A friend recently asked me about Startup-NY, New York’s new program ostensibly designed to help foster startups. As you might expect, the bark is better than the bite. Fundamentally, there are a bunch of complicated rules, exceptions, and requirements, and some conveniently unstated limits. Now, since I think the prerequisites will gut most of the program, I don’t expect those limits will get tested.
To me, this program, as with many political schemes, tries to be smarter than the market. We can barely figure out whether plain simple tax rate changes increase or decrease tax collections: who thinks they can improve startup job creation by this series of intertwined levers and dials? This violates the principle of Simplicity, affectionately known around here as the reverse Occam’s Razor — make the smallest possible change, so that you can explain what happened and why.

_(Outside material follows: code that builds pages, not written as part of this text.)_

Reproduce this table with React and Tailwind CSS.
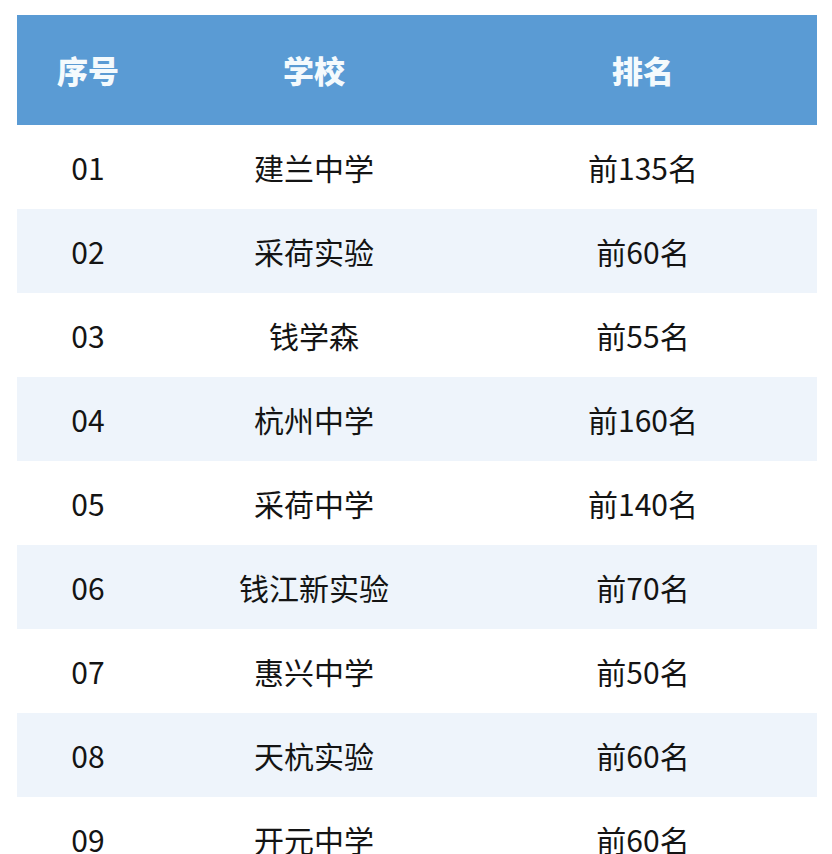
const rows = [
  ["01", "建兰中学", "前135名"],
  ["02", "采荷实验", "前60名"],
  ["03", "钱学森", "前55名"],
  ["04", "杭州中学", "前160名"],
  ["05", "采荷中学", "前140名"],
  ["06", "钱江新实验", "前70名"],
  ["07", "惠兴中学", "前50名"],
  ["08", "天杭实验", "前60名"],
  ["09", "开元中学", "前60名"],
];

export default function App() {
  return (
    <div
      className="w-[832px] h-[854px] overflow-hidden bg-white pt-[15px] pl-[17px]"
      style={{ fontFamily: '"Noto Sans CJK SC", "Noto Sans", sans-serif' }}
    >
      <div className="w-[800px]">
        {/* header */}
        <div className="grid grid-cols-[142px_310px_348px] h-[110px] items-center bg-[#5a9bd4] text-[#f4fafd] text-[31px] font-black">
          <div className="text-center">序号</div>
          <div className="text-center">学校</div>
          <div className="text-center">排名</div>
        </div>

        {/* rows */}
        {rows.map((r, i) => (
          <div
            key={r[0]}
            className={
              "grid grid-cols-[142px_310px_348px] h-[84px] items-center text-[30px] text-[#141414] " +
              (i % 2 === 1 ? "bg-[#eef4fb]" : "bg-white")
            }
          >
            <div className="text-center">{r[0]}</div>
            <div className="text-center">{r[1]}</div>
            <div className="text-center">{r[2]}</div>
          </div>
        ))}
      </div>
    </div>
  );
}
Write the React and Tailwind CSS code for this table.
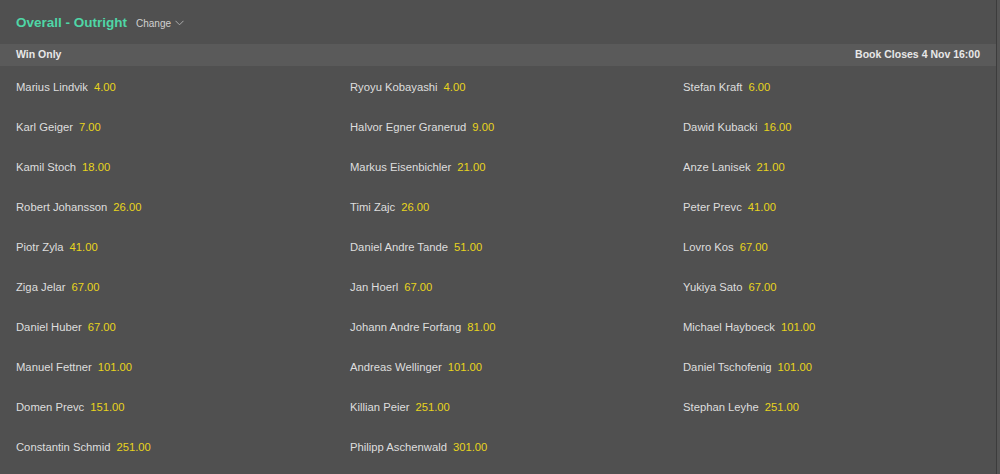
import React from 'react';

const runners = [
  ['Marius Lindvik', '4.00'], ['Ryoyu Kobayashi', '4.00'], ['Stefan Kraft', '6.00'],
  ['Karl Geiger', '7.00'], ['Halvor Egner Granerud', '9.00'], ['Dawid Kubacki', '16.00'],
  ['Kamil Stoch', '18.00'], ['Markus Eisenbichler', '21.00'], ['Anze Lanisek', '21.00'],
  ['Robert Johansson', '26.00'], ['Timi Zajc', '26.00'], ['Peter Prevc', '41.00'],
  ['Piotr Zyla', '41.00'], ['Daniel Andre Tande', '51.00'], ['Lovro Kos', '67.00'],
  ['Ziga Jelar', '67.00'], ['Jan Hoerl', '67.00'], ['Yukiya Sato', '67.00'],
  ['Daniel Huber', '67.00'], ['Johann Andre Forfang', '81.00'], ['Michael Hayboeck', '101.00'],
  ['Manuel Fettner', '101.00'], ['Andreas Wellinger', '101.00'], ['Daniel Tschofenig', '101.00'],
  ['Domen Prevc', '151.00'], ['Killian Peier', '251.00'], ['Stephan Leyhe', '251.00'],
  ['Constantin Schmid', '251.00'], ['Philipp Aschenwald', '301.00'],
];

export default function App() {
  return (
    <div className="h-[474px] w-[1000px] flex bg-[#555] overflow-hidden" style={{ fontFamily: '"Liberation Sans", Arial, sans-serif' }}>
      <div className="w-[997px] h-full bg-[#505050] border-r border-[#3c3c3c]">
        {/* titel */}
        <div className="h-[44px] flex items-center px-4 pt-[2px] gap-[9px]">
          <span className="text-[13.5px] font-bold text-[#4fd6a6]">Overall - Outright</span>
          <span className="flex items-center gap-1 text-[10px] text-[#d0d0d0]">
            Change
            <svg width="9" height="6" viewBox="0 0 9 6" fill="none" stroke="#aaa" strokeWidth="1">
              <path d="M0.5 0.8 L4.5 4.8 L8.5 0.8" />
            </svg>
          </span>
        </div>

        <div className="h-[22px] bg-[#5a5a5a] flex items-center justify-between px-4 text-[10.5px] font-bold text-[#e8e8e8]">
          <span>Win Only</span>
          <span>Book Closes 4 Nov 16:00</span>
        </div>

        <div className="grid grid-cols-[334px_333px_330px]">
          {runners.map(([name, odds]) => (
            <div key={name} className="h-[40px] flex items-center gap-[6px] pl-4 pt-[2px] text-[11.25px]">
              <span className="text-[#dedede]">{name}</span>
              <span className="text-[#e8d41c]">{odds}</span>
            </div>
          ))}
        </div>
      </div>
    </div>
  );
}
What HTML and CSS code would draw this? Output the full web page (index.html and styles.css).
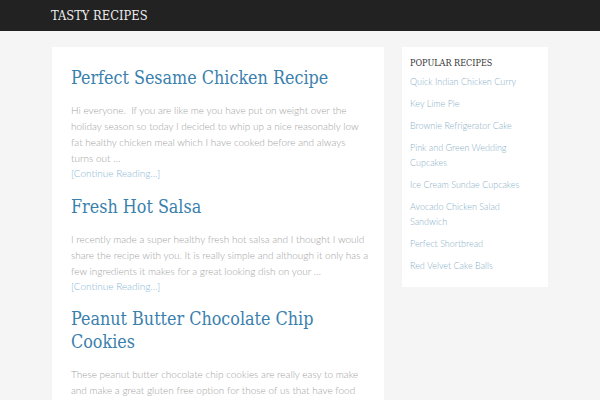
FILE: index.html
```html
<html>
<head>
	<meta charset="UTF-8">
	<link rel="stylesheet" href="styles.css">
</head>
<body>
	<div id="site-header">
		<div class="wrap">
			<div class="site-title">TASTY RECIPES</div>
		</div>
	</div>

	<div class="wrap content-wrap">
		<div id="content">
			<div class="entry">
				<h2 class="entry-title">Perfect Sesame Chicken Recipe</h2>
				<p>Hi everyone.&nbsp; If you are like me you have put on weight over the holiday season so today I decided to whip up a nice reasonably low fat healthy chicken meal which I have cooked before and always turns out &hellip;</p>
				<a class="more-link">[Continue Reading...]</a>
			</div>
			<div class="entry">
				<h2 class="entry-title">Fresh Hot Salsa</h2>
				<p>I recently made a super healthy fresh hot salsa and I thought I would share the recipe with you. It is really simple and although it only has a few ingredients it makes for a great looking dish on your &hellip;</p>
				<a class="more-link">[Continue Reading...]</a>
			</div>
			<div class="entry">
				<h2 class="entry-title">Peanut Butter Chocolate Chip Cookies</h2>
				<p>These peanut butter chocolate chip cookies are really easy to make and make a great gluten free option for those of us that have food intolerances. Not all peanut butter cookies are made equal, so be sure &hellip;</p>
			</div>
		</div>

		<div id="sidebar">
			<h4 class="widget-title">POPULAR RECIPES</h4>
			<ul class="recipe-list">
				<li><a>Quick Indian Chicken Curry</a></li>
				<li><a>Key Lime Pie</a></li>
				<li><a>Brownie Refrigerator Cake</a></li>
				<li><a>Pink and Green Wedding Cupcakes</a></li>
				<li><a>Ice Cream Sundae Cupcakes</a></li>
				<li><a>Avocado Chicken Salad Sandwich</a></li>
				<li><a>Perfect Shortbread</a></li>
				<li><a>Red Velvet Cake Balls</a></li>
			</ul>
		</div>
	</div>
</body>
</html>
```

FILE: styles.css
```css
body {
	background-color: #f5f5f5;
	margin: 0;
	padding: 0;
	font-family: "Lato", "Open Sans", sans-serif;
	font-weight: 300;
}

.wrap {
	width: 496px;
	margin: 0 auto;
}

#site-header {
	background-color: #222;
	height: 31px;
}

.site-title {
	font-family: "DejaVu Serif Condensed", "DejaVu Serif", serif;
	font-size: 12.8px;
	color: #eee;
	line-height: 31px;
	margin-left: -1px;
}

.content-wrap {
	display: flex;
	align-items: flex-start;
	gap: 18px;
	margin-top: 16px;
}

#content {
	background-color: #fff;
	width: 332px;
	flex: none;
	box-sizing: border-box;
	padding: 19px 14px 20px 19px;
}

.entry {
	margin-bottom: 13.5px;
}

.entry-title {
	font-family: "DejaVu Serif Condensed", "DejaVu Serif", serif;
	font-weight: 300;
	font-size: 17.8px;
	line-height: 23px;
	color: #3a80ad;
	margin: 0 0 13px 0;
}

.entry p {
	font-size: 10px;
	line-height: 16px;
	color: #a3a3a3;
	margin: 0;
}

.more-link {
	display: block;
	margin-top: -1px;
	font-size: 10px;
	line-height: 16px;
	color: #8ab8d6;
}

#sidebar {
	background-color: #fff;
	width: 146px;
	flex: none;
	box-sizing: border-box;
	padding: 9px 20px 14px 8px;
}

.widget-title {
	font-family: "DejaVu Serif Condensed", "DejaVu Serif", serif;
	font-weight: normal;
	font-size: 9px;
	line-height: 14px;
	color: #333;
	margin: 0 0 4px 0;
}

.recipe-list {
	list-style: none;
	margin: 0;
	padding: 0;
}

.recipe-list li {
	font-size: 9px;
	line-height: 15px;
	color: #8ab0c8;
	margin-bottom: 7px;
}

.recipe-list li:last-child {
	margin-bottom: 0;
}
```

Here are some comments excerpted from emails on the subject:
Personal income taxes (NY State, NY City, Yonkers)
Employees hired for and whose jobs are certified as net new jobs in a tax-free area will pay no state or local income taxes for the first five years. For the second five years, employees will pay no taxes on income up to $200,000 for individuals, $250,000 for a head of household and $300,000 for taxpayers filing a joint return. There is an annual cap per business on the number of employees that qualify for this exemption and an annual cap statewide of 10,000 net new jobs (i.e., there will be a maximum of 10,000 tax-free jobs after year one, 20,000 tax-free jobs after year two, etc.)
Translation: if we drafted this well and it increases jobs, we want to claw back some of that incentive and maybe screw you into having followed the rules and then pull the rug out from under you.